Le Gouvernement de Défense nationale poursuit la guerre contre la Prusse, mais l’encerclement de Paris et la supériorité militaire ennemie conduisent à la capitulation de la capitale le 28 janvier 1871. L’Assemblée nationale, élue en février, à majorité monarchiste, signe le traité de Francfort (10 mai 1871), qui impose la perte de l’Alsace et de la quasi-totalité de l’actuel département de la Moselle, à l’exception de quelques cantons, ainsi que de l’arrondissement de Château-Salins (anciennement dans le département de la Meurthe), en plus d’une lourde indemnité de guerre.
À retenir
La Troisième République naît dans la défaite militaire, l’humiliation diplomatique et un climat politique dominé par les monarchistes.
La Commune de Paris et la figure de Louise Michel
L’armistice et la présence de troupes prussiennes autour de Paris nourrissent la colère populaire. La décision du gouvernement de Thiers de désarmer la Garde nationale déclenche, le 18 mars 1871, l’insurrection de la Commune de Paris.
Pendant plus de deux mois, les Communards dirigent la capitale, mettant en place des mesures sociales et démocratiques : séparation de l’Église et de l’État, école gratuite et laïque, suppression du travail de nuit pour les boulangers, réquisition des ateliers abandonnés par leurs propriétaires. Parmi les figures marquantes se trouve Louise Michel, institutrice, militante anarchiste et infatigable défenseuse des idéaux communards.
La répression est brutale : lors de la Semaine sanglante (21-28 mai 1871), les troupes gouvernementales écrasent l’insurrection, faisant des milliers de morts et entraînant l’exil ou la déportation de nombreux insurgés, dont Louise Michel envoyée en Nouvelle-Calédonie. L’échec de la Commune renforce durablement la méfiance des républicains modérés envers les mouvements ouvriers et révolutionnaires.
À retenir
La Commune de Paris symbolise la fracture entre le gouvernement et une partie du peuple, et marque durablement l’histoire sociale et politique de la République.
Les débats politiques et institutionnels (1871-1875)
Après l’écrasement de la Commune, la Troisième République reste fragile. L’Assemblée nationale, dominée par les monarchistes, envisage un retour à la royauté. Mais les divisions entre légitimistes (partisans des Bourbons) et orléanistes (partisans des Orléans) bloquent la restauration monarchique.
Pour gouverner dans l’attente d’une décision définitive, Adolphe Thiers, chef du pouvoir exécutif, consolide progressivement les institutions républicaines. Son éviction en 1873 au profit du maréchal Mac Mahon, plus conservateur, retarde l’ancrage du régime.

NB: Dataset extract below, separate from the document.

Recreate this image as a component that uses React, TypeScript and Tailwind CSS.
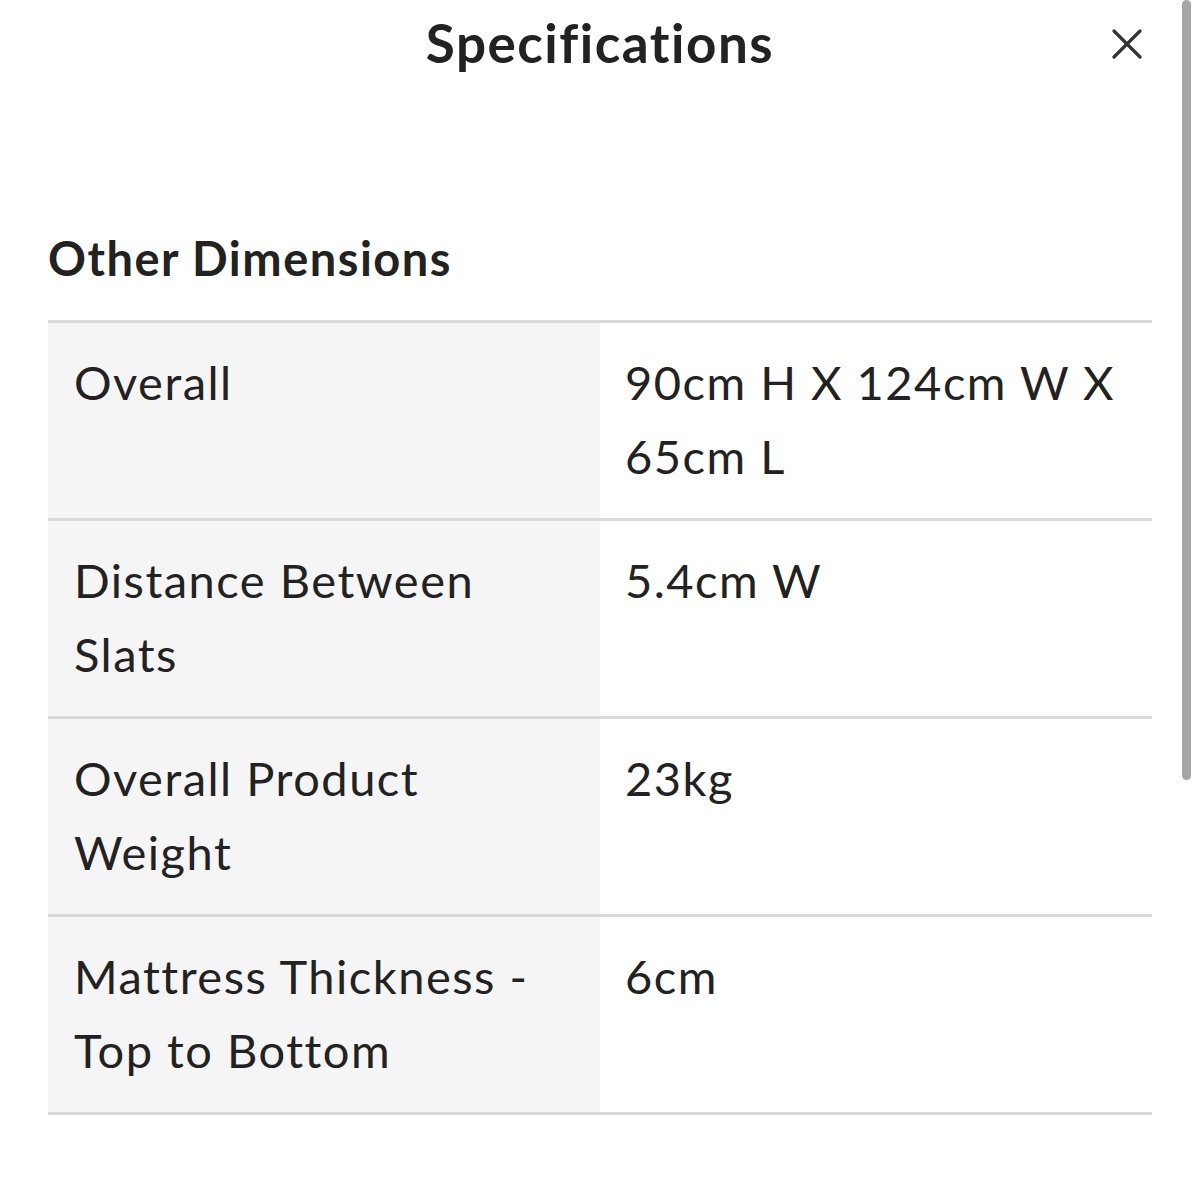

En 1875, un compromis institutionnel est voté : les lois constitutionnelles organisent un régime républicain avec un président, un Parlement bicaméral (Chambre des députés et Sénat) et un gouvernement responsable devant les chambres. Le mot « République » n’apparaît pas dans le texte, et l’incertitude demeure, car les monarchistes espèrent encore une restauration à court terme.
À retenir
Les lois de 1875 établissent des institutions républicaines, mais le compromis reste fragile face aux espoirs monarchistes.
Les premières étapes de l’affirmation de la démocratie parlementaire
La mise en place des institutions de 1875 marque un pas vers la démocratie parlementaire. Le président dispose de pouvoirs importants mais doit compter avec un Parlement élu, où les républicains progressent peu à peu.
Les élections législatives de 1876 donnent la majorité aux républicains à la Chambre des députés, amorçant un basculement politique. Les affrontements entre le président Mac Mahon et la majorité parlementaire débouchent sur la crise du 16 mai 1877 : Mac Mahon dissout la Chambre dans l’espoir d’une victoire monarchiste, mais les électeurs confirment la majorité républicaine. Cet épisode scelle la prééminence du Parlement sur l’exécutif.
À retenir
La crise du 16 mai 1877 confirme la victoire des républicains et l’orientation parlementaire du régime.
Conclusion
Les premières années de la Troisième République sont marquées par la guerre, l’insurrection et une forte incertitude institutionnelle. Entre 1870 et 1875, le régime survit à la défaite, à la Commune et aux divisions politiques, et pose les bases d’une République parlementaire. Mais cet équilibre reste précaire jusqu’à la victoire politique des républicains à la fin des années 1870, qui assure définitivement la stabilité du régime.